§ Dataset section
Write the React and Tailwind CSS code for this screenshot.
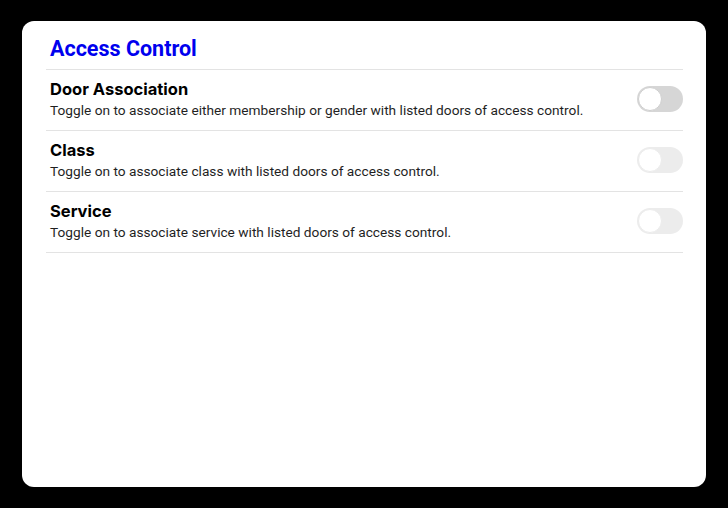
import React, { useState } from 'react';

const settings = [
  {
    id: 'door',
    title: 'Door Association',
    description: 'Toggle on to associate either membership or gender with listed doors of access control.',
    disabled: false,
  },
  {
    id: 'class',
    title: 'Class',
    description: 'Toggle on to associate class with listed doors of access control.',
    disabled: true,
  },
  {
    id: 'service',
    title: 'Service',
    description: 'Toggle on to associate service with listed doors of access control.',
    disabled: true,
  },
];

const Toggle = ({ checked, disabled, onChange }) => (
  <button
    type="button"
    role="switch"
    aria-checked={checked}
    disabled={disabled}
    onClick={onChange}
    className={`relative flex h-[26px] w-[46px] shrink-0 items-center rounded-full px-[1px] ${
      disabled ? 'bg-[#ececec]' : checked ? 'bg-[#2563eb]' : 'bg-[#d6d6d6]'
    }`}
  >
    <span
      className={`h-[24px] w-[24px] rounded-full border bg-white transition-transform ${
        disabled ? 'border-[#ececec]' : 'border-[#cfcfcf]'
      } ${checked ? 'translate-x-[20px]' : 'translate-x-0'}`}
    />
  </button>
);

const App = () => {
  const [values, setValues] = useState({ door: false, class: false, service: false });

  return (
    <div className="min-h-[508px] bg-black px-[22px] py-[21px] font-['Roboto',sans-serif]">
      <div className="h-[466px] rounded-[12px] bg-white pl-[24px] pr-[23px] pt-[14px]">
        <h1 className="border-b border-[#e3e3e3] px-1 pb-[6px] text-[21.5px] font-bold leading-7 text-[#0000ee]">
          Access Control
        </h1>

        {settings.map((item) => (
          <div key={item.id} className="flex items-center justify-between border-b border-[#e3e3e3] pl-1 pt-2 pb-[10px]">
            <div>
              <h2 className="font-[Inter,sans-serif] text-[16.5px] font-bold leading-[22px] text-black">
                {item.title}
              </h2>
              <p className="text-[13.7px] leading-5 text-[#1f1f1f]">{item.description}</p>
            </div>
            <Toggle
              checked={values[item.id]}
              disabled={item.disabled}
              onChange={() => setValues((v) => ({ ...v, [item.id]: !v[item.id] }))}
            />
          </div>
        ))}
      </div>
    </div>
  );
};

export default App;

§ The exercise
Write out the material above once more, exactly as it reads, with no pictures.

§ Response
Write the React and Tailwind CSS code for this screenshot.
import React, { useState } from 'react';

const settings = [
  {
    id: 'door',
    title: 'Door Association',
    description: 'Toggle on to associate either membership or gender with listed doors of access control.',
    disabled: false,
  },
  {
    id: 'class',
    title: 'Class',
    description: 'Toggle on to associate class with listed doors of access control.',
    disabled: true,
  },
  {
    id: 'service',
    title: 'Service',
    description: 'Toggle on to associate service with listed doors of access control.',
    disabled: true,
  },
];

const Toggle = ({ checked, disabled, onChange }) => (
  <button
    type="button"
    role="switch"
    aria-checked={checked}
    disabled={disabled}
    onClick={onChange}
    className={`relative flex h-[26px] w-[46px] shrink-0 items-center rounded-full px-[1px] ${
      disabled ? 'bg-[#ececec]' : checked ? 'bg-[#2563eb]' : 'bg-[#d6d6d6]'
    }`}
  >
    <span
      className={`h-[24px] w-[24px] rounded-full border bg-white transition-transform ${
        disabled ? 'border-[#ececec]' : 'border-[#cfcfcf]'
      } ${checked ? 'translate-x-[20px]' : 'translate-x-0'}`}
    />
  </button>
);

const App = () => {
  const [values, setValues] = useState({ door: false, class: false, service: false });

  return (
    <div className="min-h-[508px] bg-black px-[22px] py-[21px] font-['Roboto',sans-serif]">
      <div className="h-[466px] rounded-[12px] bg-white pl-[24px] pr-[23px] pt-[14px]">
        <h1 className="border-b border-[#e3e3e3] px-1 pb-[6px] text-[21.5px] font-bold leading-7 text-[#0000ee]">
          Access Control
        </h1>

        {settings.map((item) => (
          <div key={item.id} className="flex items-center justify-between border-b border-[#e3e3e3] pl-1 pt-2 pb-[10px]">
            <div>
              <h2 className="font-[Inter,sans-serif] text-[16.5px] font-bold leading-[22px] text-black">
                {item.title}
              </h2>
              <p className="text-[13.7px] leading-5 text-[#1f1f1f]">{item.description}</p>
            </div>
            <Toggle
              checked={values[item.id]}
              disabled={item.disabled}
              onChange={() => setValues((v) => ({ ...v, [item.id]: !v[item.id] }))}
            />
          </div>
        ))}
      </div>
    </div>
  );
};

export default App;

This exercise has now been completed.